The man’s suffering has remained a source of pain and grief. Yet it has become an opportunity for him to encounter Christ. It is through his trials and his pain that he comes to see and understand who Jesus is and to receive the life that he offers.

Christians suffer even after they have come to Christ.

Yet, our suffering now is not hopeless or meaningless. Rather it can be an opportunity for us to encounter Christ (who himself walks through suffering) and so to come to a deeper understanding of him and in turn be changed to be more like him.

As we suffer as Christians, we are united, in a deep way, with the experience and life of our Master. That does not mean that our pain is not real, our frustrations not deep anymore than his were.

Rather it means that God is there with us in the midst of it, sharing it, and using it to bring us closer to him and to work something of his redemptive power in us.

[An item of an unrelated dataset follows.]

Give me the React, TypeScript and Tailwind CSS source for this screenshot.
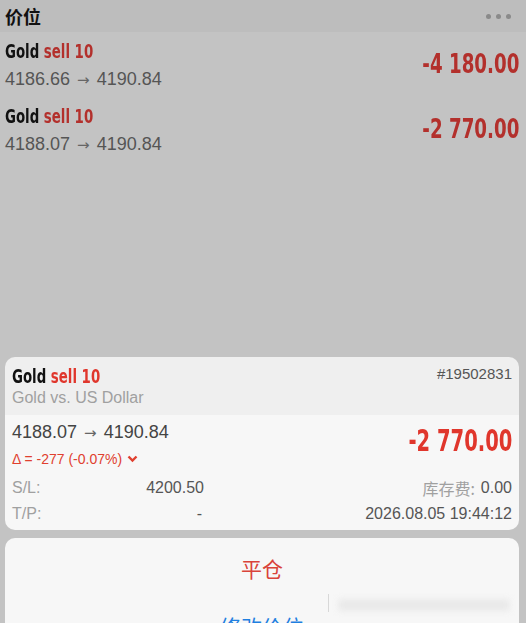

In Salvifici Doloris, Pope John Paul explains that:

Suffering is, in itself, a trial of evil. But Christ has made it the most solid base of the definitive good, namely of the good of eternal salvation. By his suffering on the Cross, Christ reached the very roots of evil: those of sin and death. He has overcome the author of evil which is Satan, and his permanent rebellion against the Creator. To his suffering brother or sister, Christ opens and gradually unfolds the horizons of the Kingdom of God: of a world converted to the Creator, of a world liberated from sin, which is being built on the saving power of love. And slowly but surely, Christ introduces suffering man into this world, into this Kingdom of the Father, in a certain sense via the very heart of his suffering. Indeed, suffering cannot be transformed and changed by a grace from outside, but from within. 

St Paul puts it like this:

For just as we share abundantly in the sufferings of Christ, so also our comfort abounds through Christ.[2]

We are hard pressed on every side, but not crushed; perplexed, but not in despair; persecuted, but not abandoned; struck down, but not destroyed. We always carry around in our body the death of Jesus, so that the life of Jesus may also be revealed in our body. For we who are alive are always being given over to death for Jesus’ sake, so that his life may also be revealed in our mortal body.[3]

The End of Suffering

Ultimately, Christian hope is not merely that suffering itself can be redeemed and recast as an occasion either for our own encounter with Christ or for love to be demonstrated between people.

The final consolation, the final reassurance, for those who suffer with Christ is that this pain is not the final word. Nor, does it ultimately lead to death. Rather when we walk this road with Jesus, we can be assured that our journey ends in life; abundant, overflowing life.

We are people who not only see Christ crucified, bearing the weight of our suffering and sin on his shoulders, but Christ raised, offering light and hope to all who will receive it. He came into the world so that that light may be offered to all who are in darkness.